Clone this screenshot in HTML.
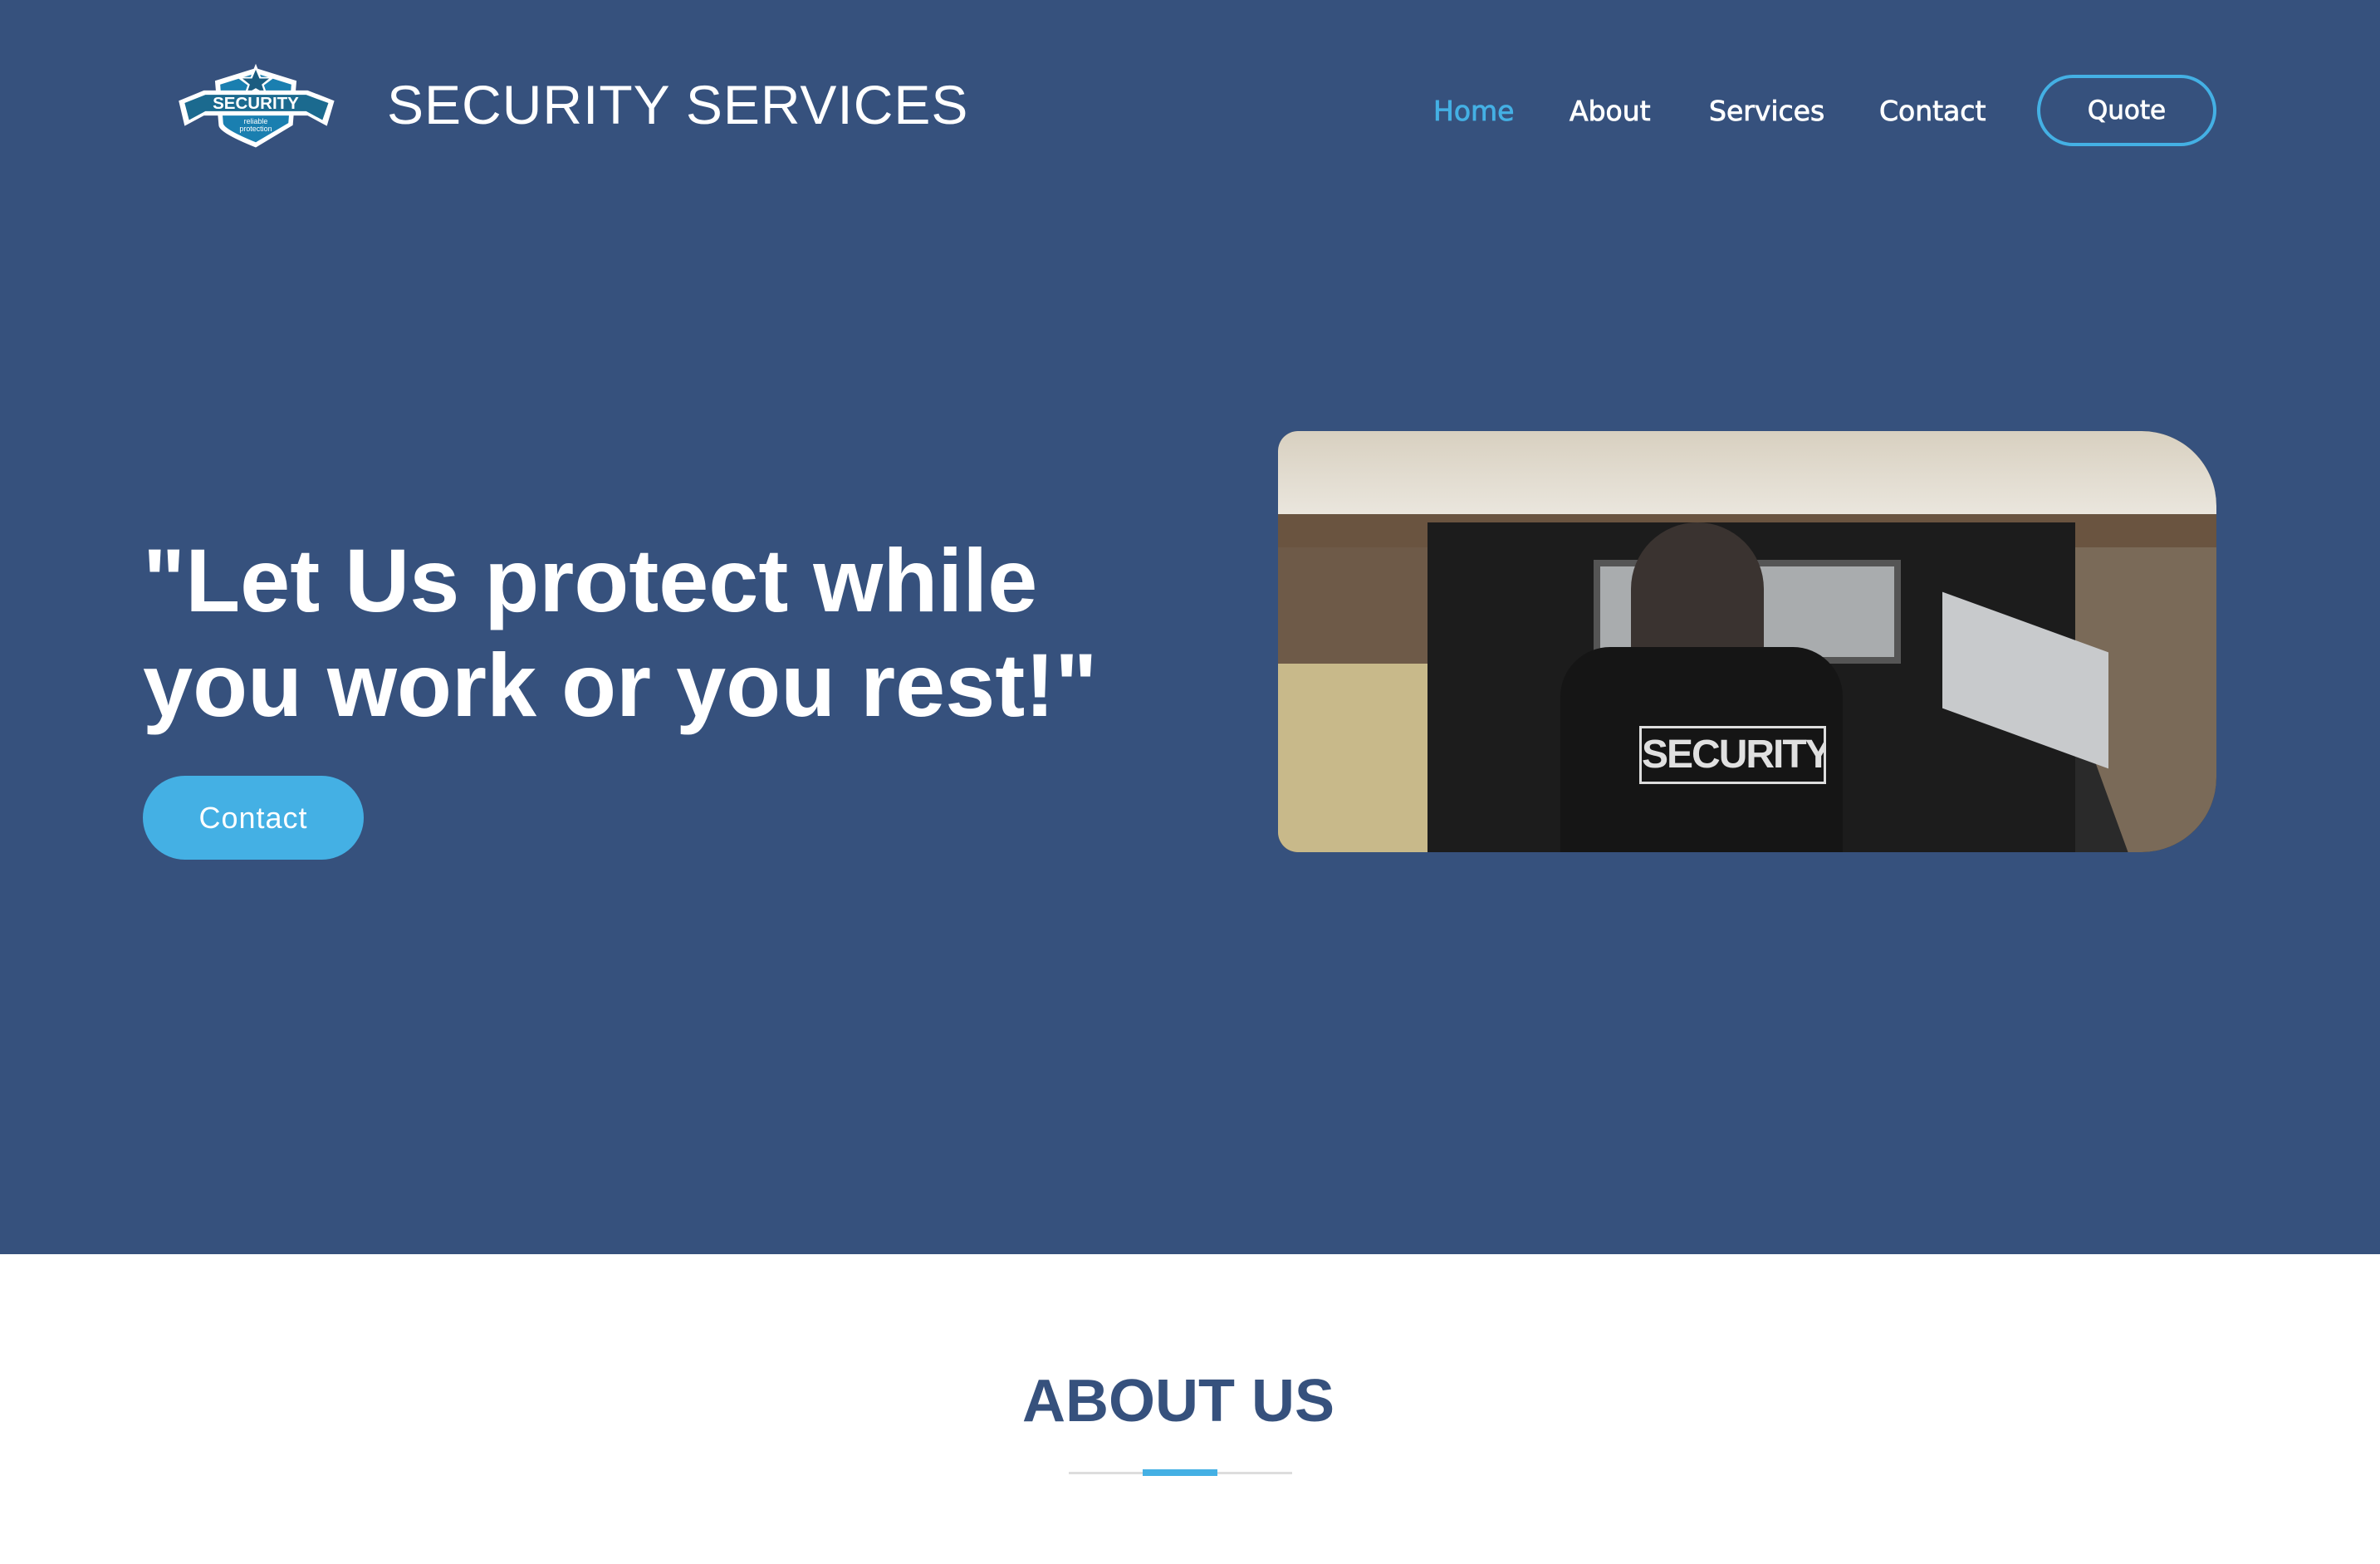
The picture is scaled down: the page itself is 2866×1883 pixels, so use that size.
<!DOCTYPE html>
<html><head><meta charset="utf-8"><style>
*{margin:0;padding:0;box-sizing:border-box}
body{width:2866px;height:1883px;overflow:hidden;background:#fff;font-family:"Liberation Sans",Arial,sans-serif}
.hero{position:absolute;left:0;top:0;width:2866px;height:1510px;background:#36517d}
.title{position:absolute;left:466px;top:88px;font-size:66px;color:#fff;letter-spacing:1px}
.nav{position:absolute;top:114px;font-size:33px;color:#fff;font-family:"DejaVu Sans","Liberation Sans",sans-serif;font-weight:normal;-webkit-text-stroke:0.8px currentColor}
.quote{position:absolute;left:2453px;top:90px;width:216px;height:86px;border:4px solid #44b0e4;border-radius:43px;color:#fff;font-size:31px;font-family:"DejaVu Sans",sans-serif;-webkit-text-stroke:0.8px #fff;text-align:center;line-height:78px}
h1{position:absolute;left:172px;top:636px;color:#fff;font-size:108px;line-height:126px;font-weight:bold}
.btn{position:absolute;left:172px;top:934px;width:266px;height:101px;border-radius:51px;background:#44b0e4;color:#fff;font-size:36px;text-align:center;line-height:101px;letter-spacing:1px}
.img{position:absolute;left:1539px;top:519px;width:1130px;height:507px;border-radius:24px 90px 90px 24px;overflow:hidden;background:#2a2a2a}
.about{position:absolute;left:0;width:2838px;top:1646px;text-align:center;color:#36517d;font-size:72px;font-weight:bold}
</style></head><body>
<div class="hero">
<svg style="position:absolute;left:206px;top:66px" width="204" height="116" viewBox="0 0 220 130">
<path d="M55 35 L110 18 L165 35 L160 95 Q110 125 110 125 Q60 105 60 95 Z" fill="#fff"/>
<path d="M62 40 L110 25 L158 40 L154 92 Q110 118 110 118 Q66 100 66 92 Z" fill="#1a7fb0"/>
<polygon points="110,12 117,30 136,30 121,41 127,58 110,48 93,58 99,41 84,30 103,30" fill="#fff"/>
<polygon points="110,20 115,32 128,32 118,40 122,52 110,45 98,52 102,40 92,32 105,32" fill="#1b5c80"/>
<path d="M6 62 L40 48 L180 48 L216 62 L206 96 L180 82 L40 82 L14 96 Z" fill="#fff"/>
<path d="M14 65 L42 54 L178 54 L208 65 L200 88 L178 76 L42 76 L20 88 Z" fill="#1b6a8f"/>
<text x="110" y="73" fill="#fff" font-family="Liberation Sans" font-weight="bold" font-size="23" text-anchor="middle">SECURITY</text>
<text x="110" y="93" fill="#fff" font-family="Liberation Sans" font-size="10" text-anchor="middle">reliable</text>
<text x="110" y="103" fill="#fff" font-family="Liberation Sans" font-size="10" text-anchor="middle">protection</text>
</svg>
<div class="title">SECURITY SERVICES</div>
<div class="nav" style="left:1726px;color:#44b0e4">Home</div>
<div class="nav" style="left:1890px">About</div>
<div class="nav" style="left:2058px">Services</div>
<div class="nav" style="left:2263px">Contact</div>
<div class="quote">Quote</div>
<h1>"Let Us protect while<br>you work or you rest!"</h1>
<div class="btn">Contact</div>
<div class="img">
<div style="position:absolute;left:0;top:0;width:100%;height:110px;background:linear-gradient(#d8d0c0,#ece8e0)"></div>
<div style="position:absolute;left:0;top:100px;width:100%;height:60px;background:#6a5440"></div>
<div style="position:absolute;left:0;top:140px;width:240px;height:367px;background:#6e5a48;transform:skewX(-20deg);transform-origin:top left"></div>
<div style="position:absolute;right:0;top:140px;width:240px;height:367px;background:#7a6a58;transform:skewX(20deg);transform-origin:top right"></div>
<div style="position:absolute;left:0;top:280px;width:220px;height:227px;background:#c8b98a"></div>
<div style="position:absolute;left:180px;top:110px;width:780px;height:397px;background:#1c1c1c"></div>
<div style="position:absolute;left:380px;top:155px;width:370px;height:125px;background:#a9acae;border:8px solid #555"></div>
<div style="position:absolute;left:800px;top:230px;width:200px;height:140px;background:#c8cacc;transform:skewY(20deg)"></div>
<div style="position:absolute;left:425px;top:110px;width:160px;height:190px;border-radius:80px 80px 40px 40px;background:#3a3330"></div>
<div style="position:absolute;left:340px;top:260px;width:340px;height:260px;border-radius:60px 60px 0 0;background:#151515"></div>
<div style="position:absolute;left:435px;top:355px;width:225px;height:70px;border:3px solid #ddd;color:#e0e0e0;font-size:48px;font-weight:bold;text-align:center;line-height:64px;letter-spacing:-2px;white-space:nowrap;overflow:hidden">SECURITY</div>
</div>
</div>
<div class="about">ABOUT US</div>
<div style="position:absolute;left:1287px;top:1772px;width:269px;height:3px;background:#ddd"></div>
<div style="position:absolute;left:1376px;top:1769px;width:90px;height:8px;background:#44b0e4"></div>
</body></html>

□ □ □ □

◆ INSTRUCTIONS FOR THE TASK
Return the material word for word. Pictures are not part of the copy.

◆ SOLUTION TO THE EXERCISE
Clone this screenshot in HTML.
The picture is scaled down: the page itself is 2866×1883 pixels, so use that size.
<!DOCTYPE html>
<html><head><meta charset="utf-8"><style>
*{margin:0;padding:0;box-sizing:border-box}
body{width:2866px;height:1883px;overflow:hidden;background:#fff;font-family:"Liberation Sans",Arial,sans-serif}
.hero{position:absolute;left:0;top:0;width:2866px;height:1510px;background:#36517d}
.title{position:absolute;left:466px;top:88px;font-size:66px;color:#fff;letter-spacing:1px}
.nav{position:absolute;top:114px;font-size:33px;color:#fff;font-family:"DejaVu Sans","Liberation Sans",sans-serif;font-weight:normal;-webkit-text-stroke:0.8px currentColor}
.quote{position:absolute;left:2453px;top:90px;width:216px;height:86px;border:4px solid #44b0e4;border-radius:43px;color:#fff;font-size:31px;font-family:"DejaVu Sans",sans-serif;-webkit-text-stroke:0.8px #fff;text-align:center;line-height:78px}
h1{position:absolute;left:172px;top:636px;color:#fff;font-size:108px;line-height:126px;font-weight:bold}
.btn{position:absolute;left:172px;top:934px;width:266px;height:101px;border-radius:51px;background:#44b0e4;color:#fff;font-size:36px;text-align:center;line-height:101px;letter-spacing:1px}
.img{position:absolute;left:1539px;top:519px;width:1130px;height:507px;border-radius:24px 90px 90px 24px;overflow:hidden;background:#2a2a2a}
.about{position:absolute;left:0;width:2838px;top:1646px;text-align:center;color:#36517d;font-size:72px;font-weight:bold}
</style></head><body>
<div class="hero">
<svg style="position:absolute;left:206px;top:66px" width="204" height="116" viewBox="0 0 220 130">
<path d="M55 35 L110 18 L165 35 L160 95 Q110 125 110 125 Q60 105 60 95 Z" fill="#fff"/>
<path d="M62 40 L110 25 L158 40 L154 92 Q110 118 110 118 Q66 100 66 92 Z" fill="#1a7fb0"/>
<polygon points="110,12 117,30 136,30 121,41 127,58 110,48 93,58 99,41 84,30 103,30" fill="#fff"/>
<polygon points="110,20 115,32 128,32 118,40 122,52 110,45 98,52 102,40 92,32 105,32" fill="#1b5c80"/>
<path d="M6 62 L40 48 L180 48 L216 62 L206 96 L180 82 L40 82 L14 96 Z" fill="#fff"/>
<path d="M14 65 L42 54 L178 54 L208 65 L200 88 L178 76 L42 76 L20 88 Z" fill="#1b6a8f"/>
<text x="110" y="73" fill="#fff" font-family="Liberation Sans" font-weight="bold" font-size="23" text-anchor="middle">SECURITY</text>
<text x="110" y="93" fill="#fff" font-family="Liberation Sans" font-size="10" text-anchor="middle">reliable</text>
<text x="110" y="103" fill="#fff" font-family="Liberation Sans" font-size="10" text-anchor="middle">protection</text>
</svg>
<div class="title">SECURITY SERVICES</div>
<div class="nav" style="left:1726px;color:#44b0e4">Home</div>
<div class="nav" style="left:1890px">About</div>
<div class="nav" style="left:2058px">Services</div>
<div class="nav" style="left:2263px">Contact</div>
<div class="quote">Quote</div>
<h1>"Let Us protect while<br>you work or you rest!"</h1>
<div class="btn">Contact</div>
<div class="img">
<div style="position:absolute;left:0;top:0;width:100%;height:110px;background:linear-gradient(#d8d0c0,#ece8e0)"></div>
<div style="position:absolute;left:0;top:100px;width:100%;height:60px;background:#6a5440"></div>
<div style="position:absolute;left:0;top:140px;width:240px;height:367px;background:#6e5a48;transform:skewX(-20deg);transform-origin:top left"></div>
<div style="position:absolute;right:0;top:140px;width:240px;height:367px;background:#7a6a58;transform:skewX(20deg);transform-origin:top right"></div>
<div style="position:absolute;left:0;top:280px;width:220px;height:227px;background:#c8b98a"></div>
<div style="position:absolute;left:180px;top:110px;width:780px;height:397px;background:#1c1c1c"></div>
<div style="position:absolute;left:380px;top:155px;width:370px;height:125px;background:#a9acae;border:8px solid #555"></div>
<div style="position:absolute;left:800px;top:230px;width:200px;height:140px;background:#c8cacc;transform:skewY(20deg)"></div>
<div style="position:absolute;left:425px;top:110px;width:160px;height:190px;border-radius:80px 80px 40px 40px;background:#3a3330"></div>
<div style="position:absolute;left:340px;top:260px;width:340px;height:260px;border-radius:60px 60px 0 0;background:#151515"></div>
<div style="position:absolute;left:435px;top:355px;width:225px;height:70px;border:3px solid #ddd;color:#e0e0e0;font-size:48px;font-weight:bold;text-align:center;line-height:64px;letter-spacing:-2px;white-space:nowrap;overflow:hidden">SECURITY</div>
</div>
</div>
<div class="about">ABOUT US</div>
<div style="position:absolute;left:1287px;top:1772px;width:269px;height:3px;background:#ddd"></div>
<div style="position:absolute;left:1376px;top:1769px;width:90px;height:8px;background:#44b0e4"></div>
</body></html>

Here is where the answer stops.